We will hereafter denote \(i\) and \(j\) the polygons of the ith and jth IRIS, respectively.

The neighborhood graph can be represented by an \(n\times n\) matrix named an adjacency matrix, denoted \(A\).If regions \(i\) and \(j\) intersect, \(A_{i,j}=1\), and \(A_{i,j}=0\) otherwise. Representing neighborhood relations using an adjacency matrix has the advantage that non-intermediate connections can be easily obtained by successively multiplying the adjacency matrix by itself. That is, all nonzero elements of \(A^2\) represent neighborhoods that are either immediately adjacent to a given region (the direct neighbors) or are adjacent to the direct neighbors (the neighbors of the direct neighbors). This process can be repeated \(n\) times to obtain neighbors that can be reached within an \(n\) length path. This provides a more natural way to define neighborhoods, as with each increasing path length, an entire homogeneous region is added to the higher-level aggregation.

Let us construct a neighborhood graphs with R, using {igraph}.

library(igraph)

Here we need the Seine River as well. Otherwise, we cannot find neighbors.

shapes_all <- 
  shapes_paris |> 
  bind_rows(shapes_seine)

Let us get the first level:

shapes_neighbours_export <- st_intersects(shapes_all, shapes_all)

The \(A_1\) adjacency matrix can then be constructed. We initialize it with 0s.

adj_matrix_lev_1 <- matrix(
  nrow = length(shapes_neighbours_export), 
  ncol = length(shapes_neighbours_export), 
  0
)

Then, we loop over all polygons and change the value of \(A_1(i,j)\) to 1 if regions \(i\) and \(j\) are neighbors:

row_index <- 1
for (item in shapes_neighbours_export) {
  for (col_idx in item) {
    adj_matrix_lev_1[row_index, col_idx] = 1
  }
  row_index <- row_index + 1
}

Then, by multiplying this square matrix by itself, we can obtain the neighbors and the neighbors of neighbors:

adj_matrix_lev_2 <- adj_matrix_lev_1 %*% adj_matrix_lev_1
adj_matrix_lev_2[which(adj_matrix_lev_2 > 0)] <- 1

Let us focus on a particular IRIS and visualize it and its neighbors on a map.
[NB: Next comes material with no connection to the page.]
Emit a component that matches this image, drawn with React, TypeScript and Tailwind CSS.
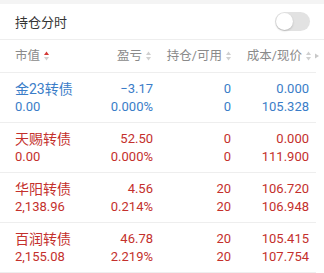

We will produce three maps: one which only shows the particular IRIS, another one which also its immediate neighbors, and a third one which shows the neighbors immediately adjacent or adjacent to the direct neighbor.

target_community <- "Enfants Rouges 4"

The map with the single target IRIS:

single_munip <- 
  shapes_paris %>% 
  rowid_to_column('index_ids') |> 
  filter(grepl('Paris', NOM_COM)) |> 
  mutate(
    Classification = if_else(
      NOM_IRIS == target_community,
      'target community',
      'others')
  ) |> 
  mutate(
    Classification = factor(
      Classification,
      levels=c('target community', 'neighbours', 'others')
    )
  ) |> 
  ggplot() + 
  geom_sf(aes(fill = Classification)) + 
  scale_fill_manual(
    values = c(colors_[c(3)], '#D21F3C', colors_[c(1)]), 
    limits = c('target community', 'neighbours', 'others'), 
    name = ''
  ) + 
  geom_sf(
    data = shapes_seine, 
    fill = col_seine
  ) + 
  global_theme() + 
  theme(legend.position = "bottom")

The map with the immediate neighbors:

one_neigh <- shapes_paris |> 
  rowid_to_column('index_ids') |> 
  filter(grepl('Paris', NOM_COM)) |> 
  mutate(
    Classification = if_else(
      index_ids %in% which(
        adj_matrix_lev_1[which(shapes_paris$NOM_IRIS == target_community),] == 1
        ),
      'neighbours', 'others')
  ) |> 
  mutate(
    Classification = if_else(
      index_ids == which(shapes_paris$NOM_IRIS == target_community), 
      'target community', Classification
    )
  ) |> 
  mutate(
    Classification = factor(
      Classification,
      levels=c('target community', 'neighbours', 'others')
    )
  ) |> 
  ggplot() + 
  geom_sf(aes(fill = Classification)) + 
  scale_fill_manual(values = c(colors_[c(3)], '#D21F3C', colors_[c(1)])) + 
  geom_sf(
    data = shapes_seine, 
    fill = col_seine
  ) + 
  global_theme()

Lastly, the third map with the both immediate neighbors and neighbors of neighbors:

two_neigh <- 
  shapes_paris |> 
  rowid_to_column('index_ids') |> 
  filter(grepl('Paris', NOM_COM)) |> 
  mutate(
    Classification = if_else(
      index_ids %in% which(
        adj_matrix_lev_2[which(shapes_paris$NOM_IRIS == target_community),] > 0
      ),
      'neighbours', 
      'others'
    )
  )|> 
  mutate(
    Classification = if_else(
      index_ids == which(shapes_paris$NOM_IRIS == target_community), 
      'target community', 
      Classification
    )
  ) |> 
  mutate(
    Classification = factor(
      Classification,
      levels=c('target community', 'neighbours', 'others')
    )
  ) |> 
  ggplot() + 
  geom_sf(aes(fill = Classification)) + 
  scale_fill_manual(values = c(colors_[c(3)], '#D21F3C', colors_[c(1)])) + 
  geom_sf(
    data = shapes_seine, 
    fill = col_seine
  ) + 
  global_theme()

Figure 2.2 illustrates how the neighborhood set for a particular IRIS community can be calculated.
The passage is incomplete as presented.